At this point, this workflow has generated a collection of polygons that will theoretically intersect with independent pixels in the airborne remote sensing data.
Download selected NEON Airborne Observation Platform (AOP) remote sensing mosaic data product tiles for the site and year of interest (saved to the following directory in the project: "data/data_raw/SITE_YEAR"). Each data product is downloaded to a deeply nested subdirectory structure in a top folder named with the data product ID (i.e. "DP3.30006.001"). Each set of files are moved into a folder with a short intuitive pathname (i.e. "data/data_raw/SITE_YEAR/hyperspectral")).

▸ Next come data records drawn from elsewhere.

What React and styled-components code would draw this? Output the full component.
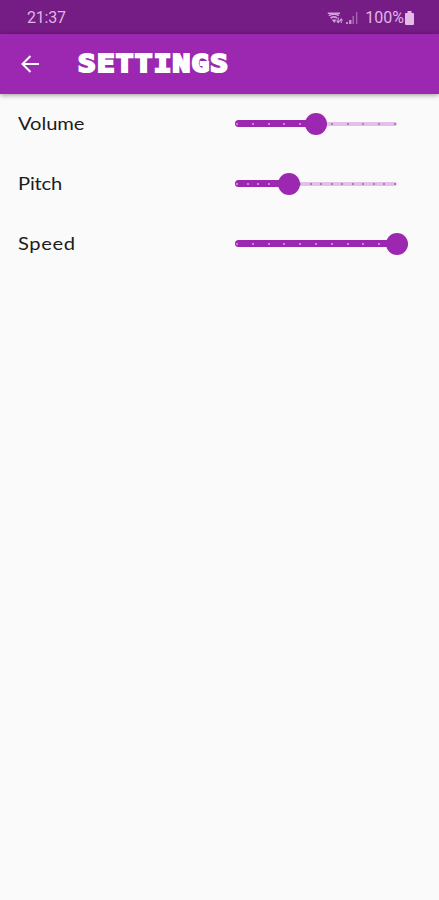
import React from 'react';
import styled, { createGlobalStyle } from 'styled-components';

const GlobalStyle = createGlobalStyle`
  body {
    margin: 0;
    background: #fafafa;
  }
`;

const Screen = styled.div`
  min-height: 900px;
  background: #fafafa;
  overflow: hidden;
`;

const StatusBar = styled.div`
  display: flex;
  justify-content: space-between;
  align-items: center;
  box-sizing: border-box;
  height: 34px;
  padding: 1px 25px 0 27px;
  background: #751c85;
  color: #dfb5e5;
  font: 16px/33px Roboto, sans-serif;
`;

const Clock = styled.span`
  letter-spacing: -0.2px;
`;

const StatusIcons = styled.div`
  display: flex;
  align-items: center;
`;

const Battery = styled.span`
  margin: 0 1px 0 6px;
`;

const AppBar = styled.header`
  display: flex;
  align-items: center;
  height: 60px;
  padding-left: 20px;
  background: #9c27b0;
  box-shadow: 0 1px 5px rgba(0, 0, 0, 0.4);
`;

const Title = styled.h1`
  margin: 0 0 0 38px;
  color: #fff;
  font: bold 24px/60px "DejaVu Sans Mono", monospace;
  letter-spacing: 1.05px;
  -webkit-text-stroke: 2.2px #fff;
  transform: scaleX(1.22);
  transform-origin: left;
`;

const List = styled.main`
  padding: 0 42px 0 18px;
`;

const Row = styled.div`
  display: flex;
  justify-content: space-between;
  align-items: center;
  height: 60px;
`;

const Label = styled.span`
  height: 60px;
  color: #1c1c1c;
  font: 18px/58px Lato, sans-serif;
  letter-spacing: ${({ $spacing }) => $spacing}px;
  transform: scaleX(1.12);
  transform-origin: left;
`;

const Slider = styled.div`
  position: relative;
  display: flex;
  align-items: center;
  width: 162px;
  height: 22px;
  margin-bottom: 1px;
`;

const Track = styled.div`
  flex: 1;
  height: 4px;
  border-radius: 2px;
  background: #e3c0e8;
`;

const ActiveTrack = styled.div`
  position: absolute;
  left: 0;
  height: 7px;
  border-radius: 4px;
  background: #9c27b0;
`;

const Ticks = styled.div`
  position: absolute;
  left: 1px;
  right: 1px;
  display: flex;
  justify-content: space-between;
`;

const Tick = styled.i`
  width: 2px;
  height: 2px;
  border-radius: 1px;
  background: ${({ $active }) => ($active ? '#d9a5e0' : '#a865b3')};
`;

const Thumb = styled.div`
  position: absolute;
  width: 22px;
  height: 22px;
  margin-left: -11px;
  border-radius: 50%;
  background: #9c27b0;
`;

const settings = [
  { label: 'Volume', value: 5, max: 10, spacing: -0.05 },
  { label: 'Pitch', value: 5, max: 15, spacing: -0.15 },
  { label: 'Speed', value: 10, max: 10, spacing: 0.55 },
];

const BackIcon = () => (
  <svg width="20" height="20" viewBox="0 0 20 20" fill="none" stroke="#fff" strokeWidth="2">
    <path d="M19 10H3M10.5 2 2.5 10l8 8" />
  </svg>
);

const WifiIcon = () => (
  <svg width="18" height="14" viewBox="0 0 18 14" fill="none" stroke="#d2a0da" strokeWidth="1.6">
    <path d="M.8 2.2H13M1.8 4.6Q7 1.6 12 4.6M3.5 7Q7 4.8 10 7" />
    <path d="M4.500 8.500 7.500 12l2-3.500z" fill="#d2a0da" stroke="none" />
    <path d="M11.200 6.500v5M9.600 9.700l1.600 2 1.600-2M14.200 12V8M12.900 9.500l1.300-1.600 1.300 1.600" strokeWidth="1.1" />
  </svg>
);

const SignalIcon = () => (
  <svg width="14" height="14" viewBox="0 0 14 14" fill="#c48dcc">
    <path d="M1 11h2v2H1zM4 9h2.500v4H4z" />
    <path d="M7.500 5h1.500v8H7.500zM11 1h1.300v12H11z" opacity=".65" />
  </svg>
);

const BatteryIcon = () => (
  <svg width="9" height="14" viewBox="0 0 9 14" fill="#e2bbe8">
    <path d="M2.500 0h4v2H8q1 0 1 1v10q0 1-1 1H1q-1 0-1-1V3q0-1 1-1h1.500z" />
  </svg>
);

const SettingSlider = ({ value, max }) => {
  const percent = `${(value / max) * 100}%`;
  return (
    <Slider>
      <Track />
      <ActiveTrack style={{ width: percent }} />
      <Ticks>
        {Array.from({ length: max + 1 }, (_, i) => (
          <Tick key={i} $active={i <= value} />
        ))}
      </Ticks>
      <Thumb style={{ left: percent }} />
    </Slider>
  );
};

const App = () => {
  return (
    <Screen>
      <GlobalStyle />
      <StatusBar>
        <Clock>21:37</Clock>
        <StatusIcons>
          <WifiIcon />
          <SignalIcon />
          <Battery>100%</Battery>
          <BatteryIcon />
        </StatusIcons>
      </StatusBar>
      <AppBar>
        <BackIcon />
        <Title>SETTINGS</Title>
      </AppBar>
      <List>
        {settings.map(({ label, value, max, spacing }) => (
          <Row key={label}>
            <Label $spacing={spacing}>{label}</Label>
            <SettingSlider value={value} max={max} />
          </Row>
        ))}
      </List>
    </Screen>
  );
};

export default App;
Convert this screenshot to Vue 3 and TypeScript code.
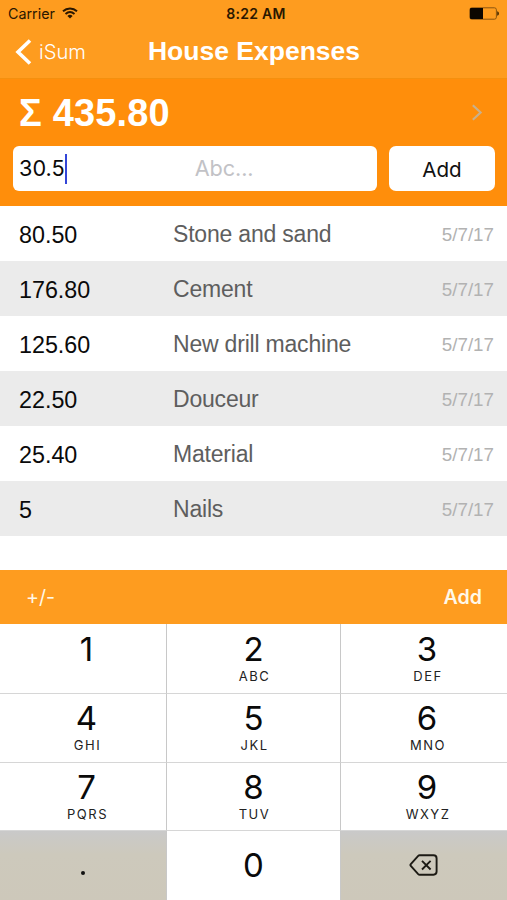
<script setup lang="ts">
interface Expense {
  amount: string
  label: string
  date: string
}

interface Key {
  digit: string
  letters: string
}

const expenses: Expense[] = [
  { amount: '80.50', label: 'Stone and sand', date: '5/7/17' },
  { amount: '176.80', label: 'Cement', date: '5/7/17' },
  { amount: '125.60', label: 'New drill machine', date: '5/7/17' },
  { amount: '22.50', label: 'Douceur', date: '5/7/17' },
  { amount: '25.40', label: 'Material', date: '5/7/17' },
  { amount: '5', label: 'Nails', date: '5/7/17' },
]

const keys: Key[] = [
  { digit: '1', letters: '' },
  { digit: '2', letters: 'ABC' },
  { digit: '3', letters: 'DEF' },
  { digit: '4', letters: 'GHI' },
  { digit: '5', letters: 'JKL' },
  { digit: '6', letters: 'MNO' },
  { digit: '7', letters: 'PQRS' },
  { digit: '8', letters: 'TUV' },
  { digit: '9', letters: 'WXYZ' },
]
</script>

<template>
  <main class="screen">
    <header class="top">
      <div class="status">
        <div class="carrier">
          <span>Carrier</span>
          <svg class="wifi" width="16" height="12" viewBox="0 0 16 12" fill="none" stroke="#2a1700" stroke-width="1.9">
            <path d="M1 4.3C5 .6 11 .6 15 4.3" />
            <path d="M3.5 7C6.2 4.6 9.8 4.6 12.5 7" />
            <path d="M5.4 8.9C7 7.5 9 7.5 10.6 8.9L8 11.6Z" fill="#2a1700" stroke="none" />
          </svg>
        </div>
        <span class="clock">8:22 AM</span>
        <svg class="battery" width="31" height="13" viewBox="0 0 31 13">
          <rect x=".8" y=".8" width="26.6" height="11.4" rx="2" fill="none" stroke="#8a5510" />
          <path d="M2 1H14V12H2Q1 12 1 11V2Q1 1 2 1Z" fill="#0c0600" />
          <path d="M28.2 4.2Q30 4.8 30 6.5T28.2 8.8Z" fill="#4a2b00" />
        </svg>
      </div>
      <nav class="nav">
        <div class="back">
          <svg width="17" height="26" viewBox="0 0 17 26" fill="none" stroke="#fff" stroke-width="3.6">
            <path d="M15 1.5L3 13L15 24.5" />
          </svg>
          <span>iSum</span>
        </div>
        <h1 class="title">House Expenses</h1>
      </nav>
    </header>

    <section class="summary">
      <div class="total">
        <span class="sum">Σ 435.80</span>
        <svg width="12" height="17" viewBox="0 0 12 17" fill="none" stroke="#c9b08c" stroke-width="2.2">
          <path d="M1.8 1.2L9.6 8.5L1.8 15.8" />
        </svg>
      </div>
      <div class="entry">
        <div class="field">
          <span class="value">30.5</span>
          <i class="caret"></i>
          <span class="hint">Abc...</span>
        </div>
        <button class="add">Add</button>
      </div>
    </section>

    <ul class="list">
      <li v-for="item in expenses" :key="item.label" class="row">
        <span class="amount">{{ item.amount }}</span>
        <span class="label">{{ item.label }}</span>
        <span class="date">{{ item.date }}</span>
      </li>
    </ul>

    <div class="toolbar">
      <span class="sign">+/-</span>
      <span class="confirm">Add</span>
    </div>

    <section class="pad">
      <div v-for="key in keys" :key="key.digit" class="key">
        <span class="digit">{{ key.digit }}</span>
        <span class="letters">{{ key.letters }}</span>
      </div>
      <div class="key dark"><i class="dot"></i></div>
      <div class="key zero"><span class="digit">0</span></div>
      <div class="key dark erase">
        <svg width="29" height="22" viewBox="0 0 29 22" fill="none" stroke="#1c1a14" stroke-width="1.9">
          <path d="M10.7 1.3H24.5Q27.6 1.3 27.6 4.4V17.6Q27.6 20.7 24.5 20.7H10.7Q9.8 20.7 9.2 20.1L1.8 12Q1 11 1.8 10L9.2 1.9Q9.8 1.3 10.7 1.3Z" />
          <path d="M13 6.9L21.6 15.5M21.6 6.9L13 15.5" />
        </svg>
      </div>
    </section>
  </main>
</template>

<style>
body {
  margin: 0;
  background: #fff;
}
</style>

<style scoped>
.screen {
  width: 507px;
  height: 900px;
  display: flex;
  flex-direction: column;
  overflow: hidden;
  background: #fff;
  color: #0a0a0a;
  font-family: "Liberation Sans", Arial, sans-serif;
  white-space: nowrap;
}
.top {
  height: 79px;
  box-sizing: border-box;
  background: #fe9c1f;
  border-bottom: 1px solid #f4900f;
}
.status {
  height: 27px;
  display: grid;
  grid-template-columns: 1fr auto 1fr;
  align-items: center;
  padding: 0 7px 0 8px;
  font: 400 14.3px/27px Inter, sans-serif;
  color: #2a1700;
}
.carrier {
  display: flex;
  align-items: center;
  gap: 7px;
}
.wifi {
  margin-bottom: 2px;
}
.clock {
  padding-left: 4px;
  font-weight: 600;
  font-size: 14px;
  letter-spacing: 0.3px;
}
.battery {
  justify-self: end;
}
.nav {
  height: 51px;
  display: grid;
  grid-template-columns: 1fr auto 1fr;
  align-items: center;
  padding: 0 15px;
  color: #fff;
}
.back {
  display: flex;
  align-items: center;
  gap: 7px;
  padding-bottom: 1px;
  font: 300 20.2px/50px Inter, sans-serif;
}
.title {
  margin: 0;
  font-size: 26.5px;
  line-height: 47px;
  font-weight: 700;
  padding: 0 0 3px 1px;
}
.summary {
  height: 127px;
  box-sizing: border-box;
  padding: 0 12px 0 13px;
  background: #ff8e0b;
}
.total {
  height: 67px;
  display: flex;
  align-items: center;
  justify-content: space-between;
  padding: 0 12px 0 6px;
}
.sum {
  color: #fff;
  font-size: 38px;
  font-weight: 700;
  line-height: 67px;
  padding-top: 2px;
  letter-spacing: 0.15px;
}
.entry {
  display: flex;
  gap: 12px;
  height: 45px;
}
.field {
  flex: 1;
  display: grid;
  grid-template-columns: auto 2px 1fr;
  align-items: center;
  padding-left: 6px;
  background: #fff;
  border-radius: 6px;
  font: 400 21.7px/45px Inter, sans-serif;
}
.caret {
  height: 30px;
  background: #3346d8;
}
.hint {
  padding-left: 128px;
  letter-spacing: -0.1px;
  color: #c2c2c6;
}
.add {
  width: 106px;
  padding: 1px 0 0;
  border: 0;
  border-radius: 7px;
  background: #fff;
  color: #111;
  font: 400 20.6px/45px Inter, sans-serif;
}
.list {
  flex: 1;
  margin: 0;
  padding: 0;
  list-style: none;
}
.row {
  height: 55px;
  display: grid;
  grid-template-columns: 154px 1fr auto;
  padding: 1px 13px 0 19px;
  box-sizing: border-box;
  line-height: 55px;
}
.row:nth-child(even) {
  background: #ebebeb;
}
.amount {
  padding-top: 1px;
  font-size: 23.3px;
}
.label {
  font-size: 23px;
  letter-spacing: -0.2px;
  color: #5e5e5e;
}
.date {
  font-size: 18.8px;
  color: #b2b2b2;
}
.toolbar {
  height: 54px;
  display: flex;
  justify-content: space-between;
  padding: 0 25px 0 26px;
  background: #fe9c1f;
  color: #fff8e8;
  font: 400 19.6px/54px Inter, sans-serif;
}
.confirm {
  font-weight: 600;
}
.pad {
  height: 276px;
  display: grid;
  grid-template-columns: 167px 174px 166px;
  grid-template-rows: 70px 69px 68px 69px;
}
.key {
  display: flex;
  flex-direction: column;
  align-items: center;
  box-sizing: border-box;
  border-right: 1px solid #c8c8c8;
  border-bottom: 1px solid #d6d6d6;
  padding: 5px 0 0 7px;
}
.key:nth-child(-n + 3) {
  padding-top: 6px;
}
.key:nth-child(3n + 2) {
  padding-left: 0;
}
.key:nth-child(3n) {
  border-right: 0;
  padding-left: 6px;
}
.digit {
  font: 400 33px/38px Inter, sans-serif;
}
.letters {
  font: 400 13px/16px Inter, sans-serif;
  letter-spacing: 1.5px;
  padding-left: 2px;
  color: #222;
}
.key.zero {
  border-bottom: 0;
  padding-top: 15px;
}
.key.dark {
  justify-content: center;
  border-bottom: 0;
  padding: 0;
  background: linear-gradient(#c9c9c9, #cdc9bc 34%, #cdc8ba);
}
.dot {
  width: 4px;
  height: 4px;
  border-radius: 50%;
  margin-top: 14px;
  background: #111;
}
.key.erase {
  padding: 0 2px 2px 0;
}
</style>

| Data Product Name | Data Product ID |
|---|---|
| Ecosystem Structure (Canopy Height Model) | DP3.30015.001 |
| Slope and Aspect - LiDAR | DP3.30025.001 |
| High-resolution orthorectified camera imagery | DP3.30010.001 |
| Vegetation Indices - spectrometer - mosaic | DP3.30026.001 |
| Spectrometer orthorectified surface directional reflectance | DP3.30006.001 |
Read each of the remote sensing data products and stack them into a single data cube per tile. This includes an aggregation operation to bring the high-resolution camera imagery (10cm x 10cm grid) to the 1m x 1m grid as used by the other data products.
For a specified AOP imagery tile, create plots to visualize the remote sensing data. These plots include a RGB composite using hyperspectral bands, canopy height model, high-resolution digital camera RGB image:
Extract features (remote sensing image data values) for each sample (pixel) within the specified shapefile (containing points or polygons that correspond to trees at the NEON site).
Train a Random Forest (RF) model to classify tree species using in-situ tree species data as labels and remote sensing data as descriptive features.
Compare classification accuracies across a series of RF models and present them in a table. Create a confusion matrix to show the classification accuracy for each species, in addition to user's and producer's accuracy metrics.
Create figures for the manuscript: location of the NEON NIWO site within the United States, along with ribbon plots to illustrate the spectral signatures extracted for each species.